◆ What the task requires ◆
Leave the pictures out and quote every line from the start of the listing to the line with "import React from 'react';", inclusive.

-- Begin Exercise data --

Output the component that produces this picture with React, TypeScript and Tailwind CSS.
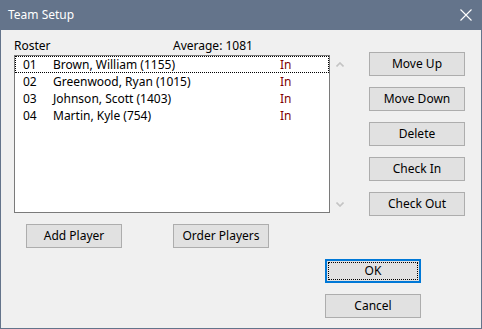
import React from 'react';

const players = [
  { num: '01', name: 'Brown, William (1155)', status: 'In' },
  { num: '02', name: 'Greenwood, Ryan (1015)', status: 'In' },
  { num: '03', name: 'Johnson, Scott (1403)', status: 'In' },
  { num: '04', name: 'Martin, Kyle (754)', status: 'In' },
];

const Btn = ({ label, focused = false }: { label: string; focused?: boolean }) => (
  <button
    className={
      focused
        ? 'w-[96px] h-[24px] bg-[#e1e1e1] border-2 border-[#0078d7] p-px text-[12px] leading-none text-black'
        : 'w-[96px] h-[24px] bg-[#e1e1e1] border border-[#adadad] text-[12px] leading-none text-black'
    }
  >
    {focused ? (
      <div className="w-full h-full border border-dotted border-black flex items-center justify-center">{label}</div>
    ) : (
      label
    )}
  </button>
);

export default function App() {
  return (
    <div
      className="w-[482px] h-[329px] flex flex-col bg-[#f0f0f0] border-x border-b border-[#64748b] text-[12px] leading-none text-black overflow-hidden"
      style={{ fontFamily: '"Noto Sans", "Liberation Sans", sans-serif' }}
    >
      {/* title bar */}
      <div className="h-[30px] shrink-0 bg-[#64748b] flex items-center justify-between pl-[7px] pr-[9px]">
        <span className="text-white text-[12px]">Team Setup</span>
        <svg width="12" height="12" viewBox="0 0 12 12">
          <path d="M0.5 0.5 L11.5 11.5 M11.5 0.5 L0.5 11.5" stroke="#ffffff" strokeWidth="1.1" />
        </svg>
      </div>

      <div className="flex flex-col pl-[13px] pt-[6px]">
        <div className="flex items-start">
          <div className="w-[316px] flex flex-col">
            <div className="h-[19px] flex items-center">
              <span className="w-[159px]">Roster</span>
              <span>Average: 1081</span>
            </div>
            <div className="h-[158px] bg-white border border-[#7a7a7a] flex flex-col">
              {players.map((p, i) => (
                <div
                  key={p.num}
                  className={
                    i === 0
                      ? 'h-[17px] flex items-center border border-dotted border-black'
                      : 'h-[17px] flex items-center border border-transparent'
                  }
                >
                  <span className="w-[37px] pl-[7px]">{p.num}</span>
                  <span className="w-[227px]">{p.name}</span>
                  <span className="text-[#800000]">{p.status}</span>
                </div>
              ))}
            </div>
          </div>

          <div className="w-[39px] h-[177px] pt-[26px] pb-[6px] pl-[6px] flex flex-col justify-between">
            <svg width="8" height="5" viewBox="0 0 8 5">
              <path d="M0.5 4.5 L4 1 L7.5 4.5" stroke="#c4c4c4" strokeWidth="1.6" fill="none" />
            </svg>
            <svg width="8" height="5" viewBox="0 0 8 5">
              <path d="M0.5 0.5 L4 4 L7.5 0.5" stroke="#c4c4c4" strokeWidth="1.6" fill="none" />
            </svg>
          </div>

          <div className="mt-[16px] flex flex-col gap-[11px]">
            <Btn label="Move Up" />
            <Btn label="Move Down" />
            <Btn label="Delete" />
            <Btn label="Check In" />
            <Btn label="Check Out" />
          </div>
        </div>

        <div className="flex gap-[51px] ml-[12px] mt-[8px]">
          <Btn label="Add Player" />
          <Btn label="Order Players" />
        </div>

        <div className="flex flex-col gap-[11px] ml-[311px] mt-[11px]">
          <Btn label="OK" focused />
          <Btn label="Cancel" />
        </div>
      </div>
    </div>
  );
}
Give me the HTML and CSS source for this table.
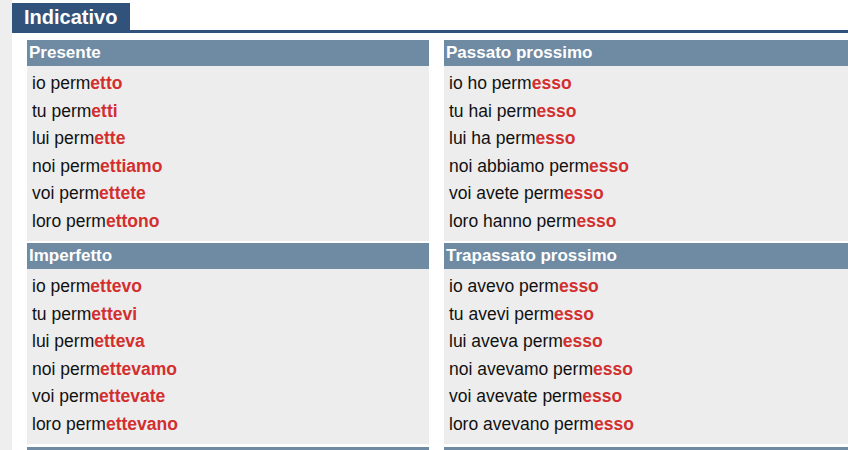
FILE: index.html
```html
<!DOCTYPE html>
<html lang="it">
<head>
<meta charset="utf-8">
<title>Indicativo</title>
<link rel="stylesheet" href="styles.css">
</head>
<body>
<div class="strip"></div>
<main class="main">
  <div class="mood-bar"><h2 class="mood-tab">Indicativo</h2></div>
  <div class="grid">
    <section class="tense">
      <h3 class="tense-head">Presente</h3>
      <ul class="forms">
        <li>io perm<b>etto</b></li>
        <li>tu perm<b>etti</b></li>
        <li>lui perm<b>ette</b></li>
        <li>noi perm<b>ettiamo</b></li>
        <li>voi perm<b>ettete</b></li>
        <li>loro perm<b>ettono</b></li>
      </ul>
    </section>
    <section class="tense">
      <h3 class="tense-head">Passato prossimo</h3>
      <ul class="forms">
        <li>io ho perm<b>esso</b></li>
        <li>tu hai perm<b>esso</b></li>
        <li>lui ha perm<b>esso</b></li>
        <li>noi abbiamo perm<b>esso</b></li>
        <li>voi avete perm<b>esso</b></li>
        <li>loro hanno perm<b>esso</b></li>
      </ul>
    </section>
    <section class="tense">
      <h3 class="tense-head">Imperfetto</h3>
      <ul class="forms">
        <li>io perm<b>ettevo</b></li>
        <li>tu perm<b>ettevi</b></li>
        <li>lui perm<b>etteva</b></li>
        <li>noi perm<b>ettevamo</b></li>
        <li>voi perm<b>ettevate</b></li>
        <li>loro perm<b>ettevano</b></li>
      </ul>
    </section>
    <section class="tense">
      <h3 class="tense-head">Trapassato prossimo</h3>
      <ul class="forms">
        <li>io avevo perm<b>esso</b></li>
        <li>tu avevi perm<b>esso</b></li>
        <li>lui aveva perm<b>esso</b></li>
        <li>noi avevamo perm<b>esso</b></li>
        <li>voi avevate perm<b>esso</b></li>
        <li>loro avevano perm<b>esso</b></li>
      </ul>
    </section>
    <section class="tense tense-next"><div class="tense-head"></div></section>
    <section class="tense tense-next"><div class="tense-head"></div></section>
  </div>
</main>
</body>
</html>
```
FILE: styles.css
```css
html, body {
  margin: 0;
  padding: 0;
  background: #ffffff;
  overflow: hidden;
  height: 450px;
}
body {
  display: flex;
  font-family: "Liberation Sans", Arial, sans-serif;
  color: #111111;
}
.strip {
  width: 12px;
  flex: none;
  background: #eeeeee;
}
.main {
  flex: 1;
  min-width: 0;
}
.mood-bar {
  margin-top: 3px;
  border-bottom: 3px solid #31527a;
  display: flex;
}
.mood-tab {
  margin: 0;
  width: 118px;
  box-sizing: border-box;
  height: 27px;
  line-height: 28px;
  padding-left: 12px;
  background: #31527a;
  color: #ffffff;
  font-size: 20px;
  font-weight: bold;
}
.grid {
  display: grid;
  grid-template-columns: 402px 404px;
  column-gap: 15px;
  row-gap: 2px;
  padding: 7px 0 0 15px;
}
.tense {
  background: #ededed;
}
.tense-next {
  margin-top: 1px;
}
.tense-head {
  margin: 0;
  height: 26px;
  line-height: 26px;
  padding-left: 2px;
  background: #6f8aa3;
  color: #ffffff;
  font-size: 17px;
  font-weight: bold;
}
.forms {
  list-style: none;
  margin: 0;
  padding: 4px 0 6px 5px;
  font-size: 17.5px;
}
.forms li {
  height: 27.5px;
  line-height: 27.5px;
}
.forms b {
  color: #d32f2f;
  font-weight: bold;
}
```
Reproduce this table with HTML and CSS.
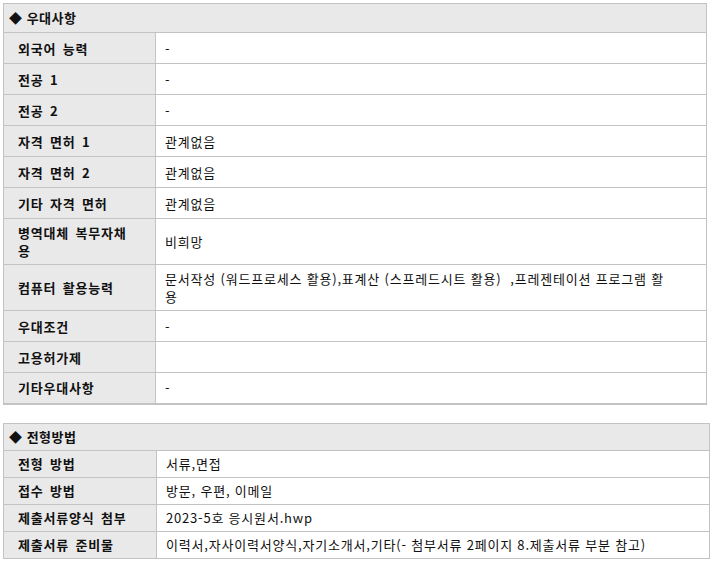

-- End Exercise data --

◆ The result ◆
Output the component that produces this picture with React, TypeScript and Tailwind CSS.
import React from 'react';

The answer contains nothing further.